Exercise goal
Find how many lines contain the word "styles" and state that number alone.

Records for processing
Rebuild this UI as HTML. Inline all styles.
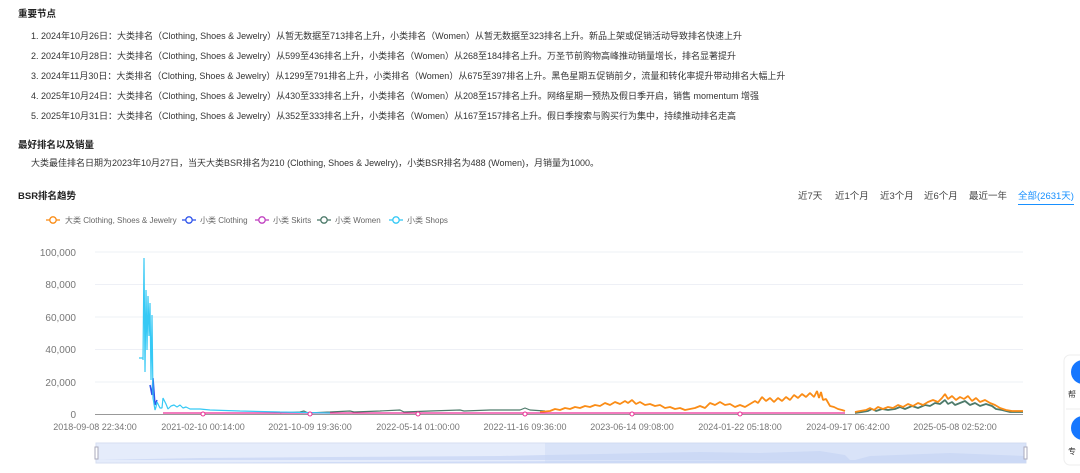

* * *

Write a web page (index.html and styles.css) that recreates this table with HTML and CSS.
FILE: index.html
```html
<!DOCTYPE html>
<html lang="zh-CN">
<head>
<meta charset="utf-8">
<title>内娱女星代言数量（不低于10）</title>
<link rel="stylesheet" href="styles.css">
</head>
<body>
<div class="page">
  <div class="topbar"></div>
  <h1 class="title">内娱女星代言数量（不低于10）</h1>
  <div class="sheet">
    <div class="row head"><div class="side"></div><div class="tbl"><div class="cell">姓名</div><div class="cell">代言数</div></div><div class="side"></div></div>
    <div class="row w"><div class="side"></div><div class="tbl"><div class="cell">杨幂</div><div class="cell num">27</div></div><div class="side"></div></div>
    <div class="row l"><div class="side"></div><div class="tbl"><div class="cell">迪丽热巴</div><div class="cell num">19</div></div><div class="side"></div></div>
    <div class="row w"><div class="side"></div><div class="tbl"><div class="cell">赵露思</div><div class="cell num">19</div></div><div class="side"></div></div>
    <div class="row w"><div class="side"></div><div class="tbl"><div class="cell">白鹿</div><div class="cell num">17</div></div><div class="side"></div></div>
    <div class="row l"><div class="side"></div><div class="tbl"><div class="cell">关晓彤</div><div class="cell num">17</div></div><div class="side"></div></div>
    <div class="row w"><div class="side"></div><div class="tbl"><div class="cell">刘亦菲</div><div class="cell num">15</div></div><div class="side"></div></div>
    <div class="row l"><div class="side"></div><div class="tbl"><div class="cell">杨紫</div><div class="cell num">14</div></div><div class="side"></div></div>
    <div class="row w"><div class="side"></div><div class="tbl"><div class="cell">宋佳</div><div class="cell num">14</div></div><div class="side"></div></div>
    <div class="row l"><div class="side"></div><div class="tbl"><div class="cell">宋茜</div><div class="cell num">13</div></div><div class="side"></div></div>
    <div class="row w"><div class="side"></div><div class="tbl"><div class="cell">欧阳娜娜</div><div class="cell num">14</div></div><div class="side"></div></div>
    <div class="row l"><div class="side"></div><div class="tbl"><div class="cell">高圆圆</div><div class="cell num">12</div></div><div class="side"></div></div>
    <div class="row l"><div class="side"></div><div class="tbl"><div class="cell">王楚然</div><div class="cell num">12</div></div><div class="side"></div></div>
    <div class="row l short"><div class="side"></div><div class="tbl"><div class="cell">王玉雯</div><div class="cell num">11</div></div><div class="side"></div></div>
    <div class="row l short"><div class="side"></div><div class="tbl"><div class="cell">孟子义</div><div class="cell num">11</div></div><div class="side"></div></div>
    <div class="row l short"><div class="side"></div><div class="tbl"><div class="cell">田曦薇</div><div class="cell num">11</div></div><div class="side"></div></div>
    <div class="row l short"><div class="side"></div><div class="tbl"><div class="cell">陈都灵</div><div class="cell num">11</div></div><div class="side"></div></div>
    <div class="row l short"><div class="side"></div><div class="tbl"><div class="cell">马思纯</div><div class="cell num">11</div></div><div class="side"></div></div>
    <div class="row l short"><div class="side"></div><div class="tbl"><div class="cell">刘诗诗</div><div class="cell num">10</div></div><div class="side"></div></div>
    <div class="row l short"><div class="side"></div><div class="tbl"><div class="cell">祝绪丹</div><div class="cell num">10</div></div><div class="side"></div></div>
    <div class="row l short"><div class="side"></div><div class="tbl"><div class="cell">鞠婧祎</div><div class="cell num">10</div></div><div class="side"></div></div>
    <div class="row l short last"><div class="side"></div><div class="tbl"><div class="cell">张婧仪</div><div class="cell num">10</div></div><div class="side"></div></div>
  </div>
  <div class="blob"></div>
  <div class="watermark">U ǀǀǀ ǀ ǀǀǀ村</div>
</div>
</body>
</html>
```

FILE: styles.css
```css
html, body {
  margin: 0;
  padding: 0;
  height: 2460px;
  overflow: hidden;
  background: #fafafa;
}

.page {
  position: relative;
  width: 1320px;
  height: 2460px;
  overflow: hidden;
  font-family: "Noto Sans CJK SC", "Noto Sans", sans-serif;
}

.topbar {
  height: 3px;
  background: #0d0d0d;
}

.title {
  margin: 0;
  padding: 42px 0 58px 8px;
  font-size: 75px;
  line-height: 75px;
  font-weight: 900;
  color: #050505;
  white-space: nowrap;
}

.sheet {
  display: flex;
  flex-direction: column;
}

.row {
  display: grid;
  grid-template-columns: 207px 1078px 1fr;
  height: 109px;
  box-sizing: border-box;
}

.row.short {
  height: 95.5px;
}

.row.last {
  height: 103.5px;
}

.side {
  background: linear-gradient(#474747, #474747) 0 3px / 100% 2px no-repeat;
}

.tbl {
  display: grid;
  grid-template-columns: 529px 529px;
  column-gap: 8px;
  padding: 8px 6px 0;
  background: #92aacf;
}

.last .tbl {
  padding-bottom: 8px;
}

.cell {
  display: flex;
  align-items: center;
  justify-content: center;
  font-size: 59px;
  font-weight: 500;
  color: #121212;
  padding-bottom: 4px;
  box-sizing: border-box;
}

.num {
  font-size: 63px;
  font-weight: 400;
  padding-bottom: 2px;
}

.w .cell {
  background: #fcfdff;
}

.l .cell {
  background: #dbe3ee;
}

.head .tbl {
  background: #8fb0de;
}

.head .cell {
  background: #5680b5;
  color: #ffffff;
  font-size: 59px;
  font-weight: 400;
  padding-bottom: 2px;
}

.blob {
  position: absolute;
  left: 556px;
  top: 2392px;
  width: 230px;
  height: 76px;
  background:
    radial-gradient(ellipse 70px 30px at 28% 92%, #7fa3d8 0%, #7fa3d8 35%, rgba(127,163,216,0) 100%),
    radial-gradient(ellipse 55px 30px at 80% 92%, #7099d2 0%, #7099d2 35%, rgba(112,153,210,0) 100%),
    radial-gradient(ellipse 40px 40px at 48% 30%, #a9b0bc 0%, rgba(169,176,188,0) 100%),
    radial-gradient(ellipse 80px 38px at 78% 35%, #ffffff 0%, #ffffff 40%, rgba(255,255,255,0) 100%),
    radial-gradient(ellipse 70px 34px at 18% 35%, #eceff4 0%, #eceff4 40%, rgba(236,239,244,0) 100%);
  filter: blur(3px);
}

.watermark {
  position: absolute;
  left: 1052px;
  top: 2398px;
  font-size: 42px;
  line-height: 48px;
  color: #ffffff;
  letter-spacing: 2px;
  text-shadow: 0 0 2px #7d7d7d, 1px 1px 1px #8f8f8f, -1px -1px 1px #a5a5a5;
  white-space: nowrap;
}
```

Solution to the problem
4